Friday, August 26, 2011

Art Tells the African American Story with Mountains and Trains

The Martin Luther King Memorial is One of Many Black History Narratives

WASHINGTON D.C.—At the Martin Luther King Jr. Memorial, unveiled here this week, the “mountain” and “stone” have become the metaphors for black history. Elsewhere in the capital city, other artistic metaphors—such as the “railroad” and the “schoolgirl”—also have been telling the African American story.
            At Union Station, the city hub for Amtrak, the emblem of black history is the train. The station is displaying a portable photo exhibition on “The Great Migration” of blacks to the North between 1910 and 1930. The exhibit occupies the Gate D foyer, and Amtrak plans to show the display at other stations through the autumn and winter.
            The railroad carried hundreds of thousands of southern migrants to the Northeast and Midwest. For example, blacks from Alabama, Arkansas, Louisiana, Mississippi, and Texas mainly headed for Chicago “because the railroads had direct lines to the Windy City,” states the exhibit, a mix of text and historic photos. This migration explains the origin of jazz and the blues in Chicago and Detroit.
            The migration also helped fuel the “New Black Movement,” soon to be called the Harlem Renaissance in New York. Its leaders believed the migration would change American cities and black identity. Writing in 1917, the black intellectual W. E. B. Dubois said that the war in Europe, having curtailed Atlantic migration, would “mean increased demand for colored laborers in the North,” leading to a “social change of great moment,” according to the Amtrak exhibit.
            In 1917 also, Jacob Lawrence, the future artist, was born in New York City to parents who had migrated from South Carolina. He would be inspired by the Harlem Renaissance and by the tempera paintings of the Italian Renaissance. While attending public schools, Lawrence also ventured to the Harlem Art Workshop and to lectures on black culture and art at the 135th Street Public Library.
            Soon he was painting series about the lives of black pioneers such Frederick Douglass and Harriet Tubman. It was his 1940-41 series on “The Migration of the Negro” that made its mark on art history, however. He planned the series of 60 small-panel paintings as a whole, numbering each one and giving each episode a caption. Across the panels he used the same sold colors and built his compositions around angular forms and contrasts of dark and light.
            The series struck a chord in popular culture. In 1941, Fortune magazine published 26 of the panels. Eventually the series was pursued by large collections and museums. Today, the 60 panels are divided between the Phillips Collection here and the Museum of Modern Art in New York City. The Phillips owns the odd-number panels (MOMA the even).

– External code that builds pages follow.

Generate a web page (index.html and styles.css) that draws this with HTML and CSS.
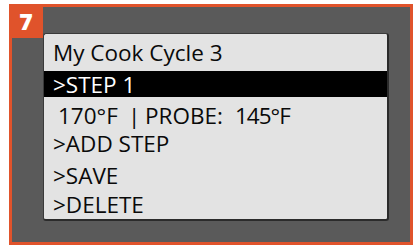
FILE: index.html
```html
<!DOCTYPE html>
<html>
<head>
<meta charset="utf-8">
<link rel="stylesheet" href="styles.css">
</head>
<body>
<div class="frame">
  <div class="badge">7</div>
  <div class="screen">
    <div class="row title">My Cook Cycle 3</div>
    <div class="row selected">&gt;STEP 1</div>
    <div class="row detail"><span class="temp">170°F</span><span class="sep">|</span><span class="probe">PROBE:</span><span class="ptemp">145°F</span></div>
    <div class="row add">&gt;ADD STEP</div>
    <div class="row save">&gt;SAVE</div>
    <div class="row delete">&gt;DELETE</div>
  </div>
</div>
</body>
</html>
```
FILE: styles.css
```css
html, body {
  margin: 0;
  padding: 0;
  background: #ffffff;
}
.frame {
  position: relative;
  box-sizing: border-box;
  margin: 4px 0 0 9px;
  width: 404px;
  height: 241px;
  border: 3px solid #e0532b;
  background: #5a5a5a;
  padding: 26px 0 0 31px;
}
.badge {
  position: absolute;
  left: -3px;
  top: -3px;
  width: 34px;
  height: 34px;
  background: #e0532b;
  color: #ffffff;
  font-family: "Open Sans", sans-serif;
  font-weight: 800;
  font-size: 23px;
  line-height: 34px;
  text-align: center;
}
.screen {
  box-sizing: border-box;
  width: 346px;
  height: 188px;
  background: #e3e3e3;
  border-top: 1px solid #3a3a3a;
  border-left: 1px solid #3a3a3a;
  border-right: 2px solid #2b2b2b;
  border-bottom: 2px solid #2b2b2b;
  border-radius: 3px;
  padding-top: 6px;
  font-family: "Open Sans", sans-serif;
  font-size: 22.5px;
  color: #0a0a0a;
  overflow: hidden;
}
.row {
  height: 26px;
  line-height: 26px;
  padding-left: 9px;
  white-space: nowrap;
}
.title { margin-bottom: 5px; }
.selected {
  background: #000000;
  color: #ffffff;
  line-height: 27px;
  margin-bottom: 6px;
}
.detail { padding-left: 14px; margin-bottom: 2px; }
.detail span { display: inline-block; }
.temp { width: 70px; }
.sep { width: 17px; }
.probe { width: 90px; }
.ptemp { letter-spacing: -1px; }
.add { margin-bottom: 6px; }
.save { margin-bottom: 3px; }
```
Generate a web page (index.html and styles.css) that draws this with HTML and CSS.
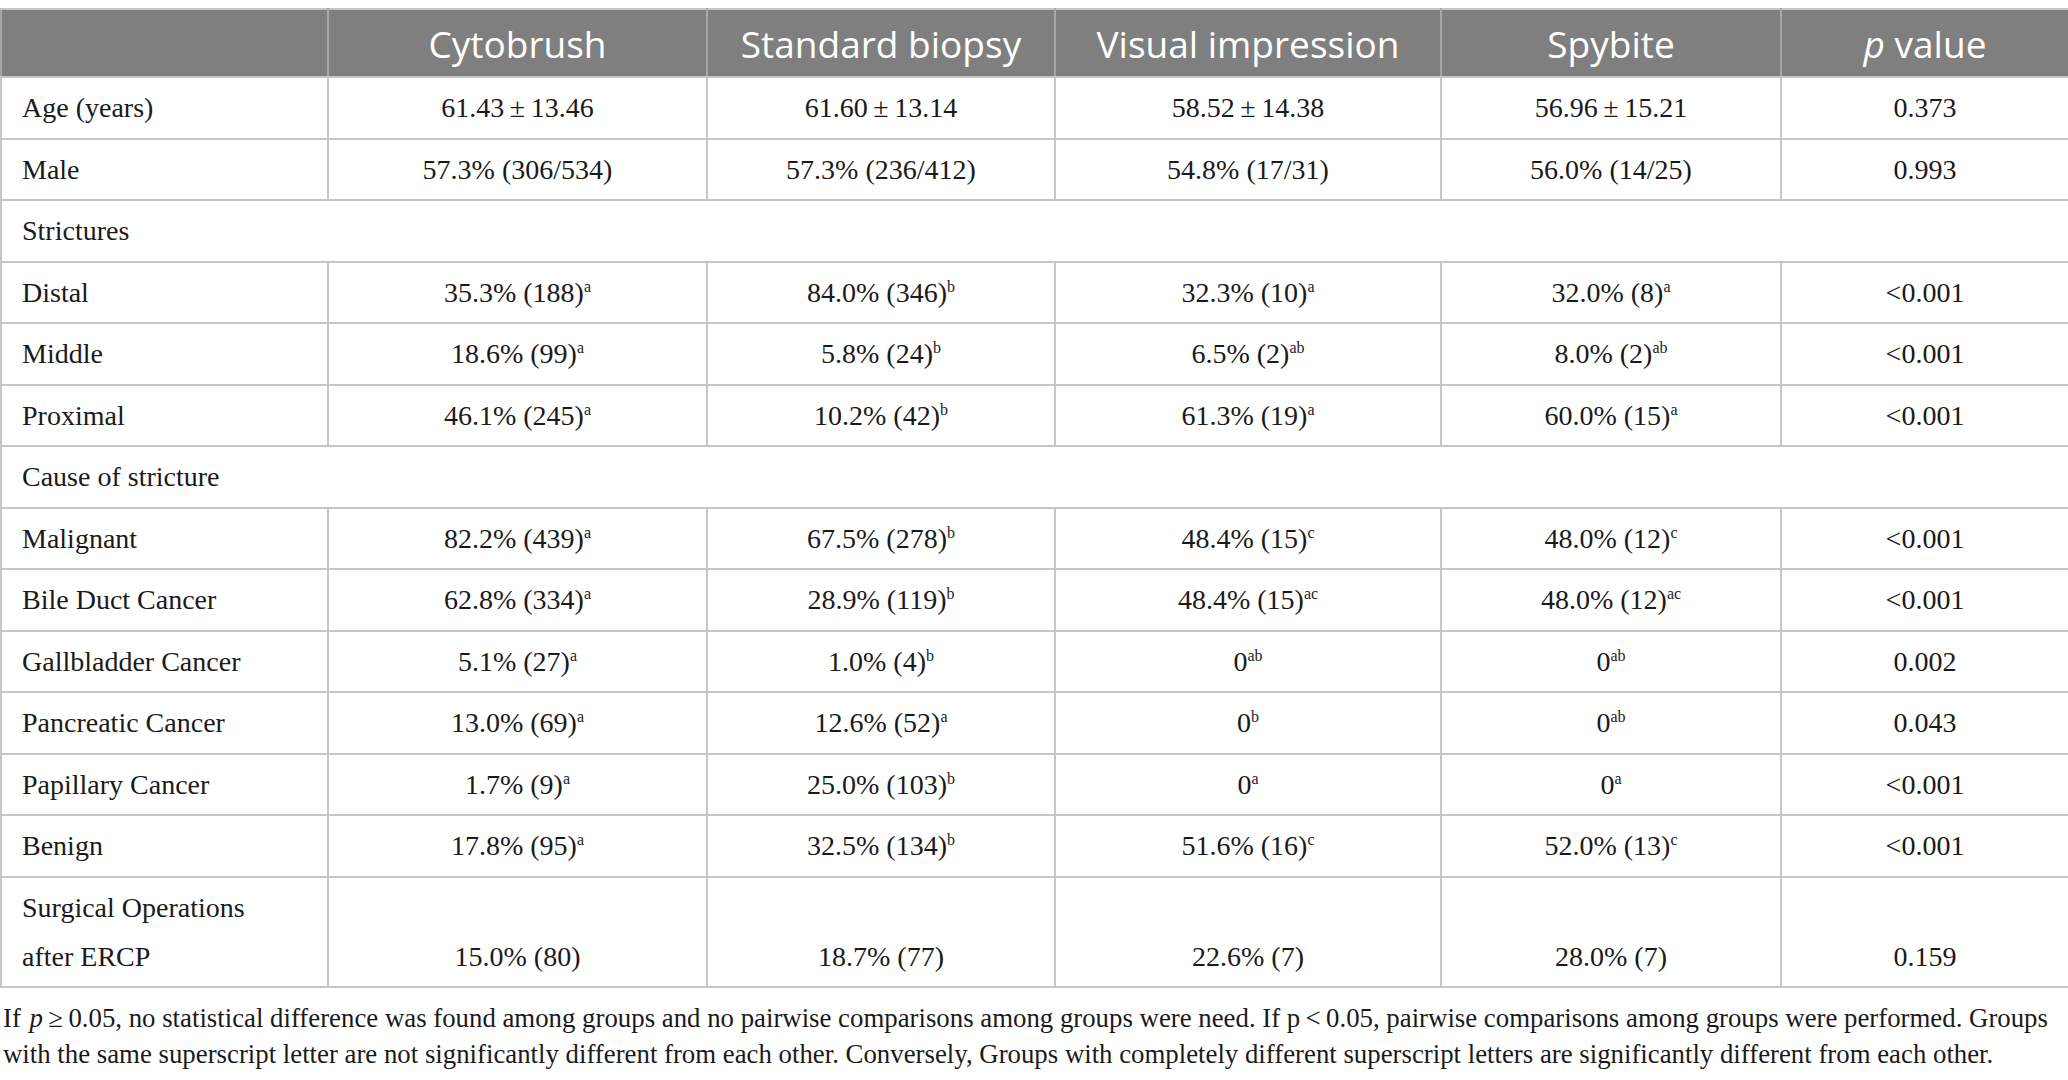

At the Phillips, they are on permanent display—just across town from Amtrak and the King Memorial.
            The Phillips panels and Amtrak’s display at Gate D tell parallel stories. Panel 1 is perhaps the best known. Lawrence shows a crowded train station with the gates named “Chicago,” “New York,” and “St. Louis.” Panel 23 says, “The Migration Spread.” The Amtrak exhibit offers data on increased rail traffic and the dollar amounts. Panel 39 illustrates that, “Railroad platforms were piled high with luggage.” The Amtrak exhibit photos show the piles. Lawrence painted how the men went first and sent money home to bring wives and children. Amtrak gives some of that data.
            What only Lawrence could convey, however, was the social reality in the North. As another panel shows, the North offered opportunities, but also discrimination of “a different kind.” Lawrence eventually moved to Seattle, where he died in 2000. To suit the times, he renamed the series “The Great Migration” and adjusted his original captions. He wrote in 1992 that the series showed “what human beings can endure and survive.”
            As a painter, Lawrence had a naïve and charming style. Given the 1940s rage for Abstract painting, he went against the grain by using narrative illustration. For the history of African Americans, narrative seems to be the artistic mode.
            The Martin Luther King Jr. Memorial is narrative. The sculptor, who is Chinese, based the design on King’s 1963 “I Have a Dream” speech, when he said, “Out of a mountain of despair, a stone of hope.” The two-part sculpture, carved from granite, is a mountain entrance and, across a plaza, a thirty-foot-tall King emerging from a stone.

            Last month, narrative art on black history was given the premier spot in the hallway outside the Oval Office at the White House. President Obama chose Normal Rockwell’s 1964 oil painting, “The Problem We All Live With,” to hang there for a given period. The painting shows U.S. marshals escorting six-year-old, pig-tailed Ruby Bridges into a New Orleans elementary school in 1960.
            Bridges asked the White House to choose the painting, since the 1960 event had “a lot to do with this particular president,” Bridges told Politico. The Sunday dedication of the King Memorial was cancelled because of the approaching hurricane. Even so, the artistic metaphors of mountains, stones, railroads, and schoolgirls have all contributed to this moment of reflection on black history.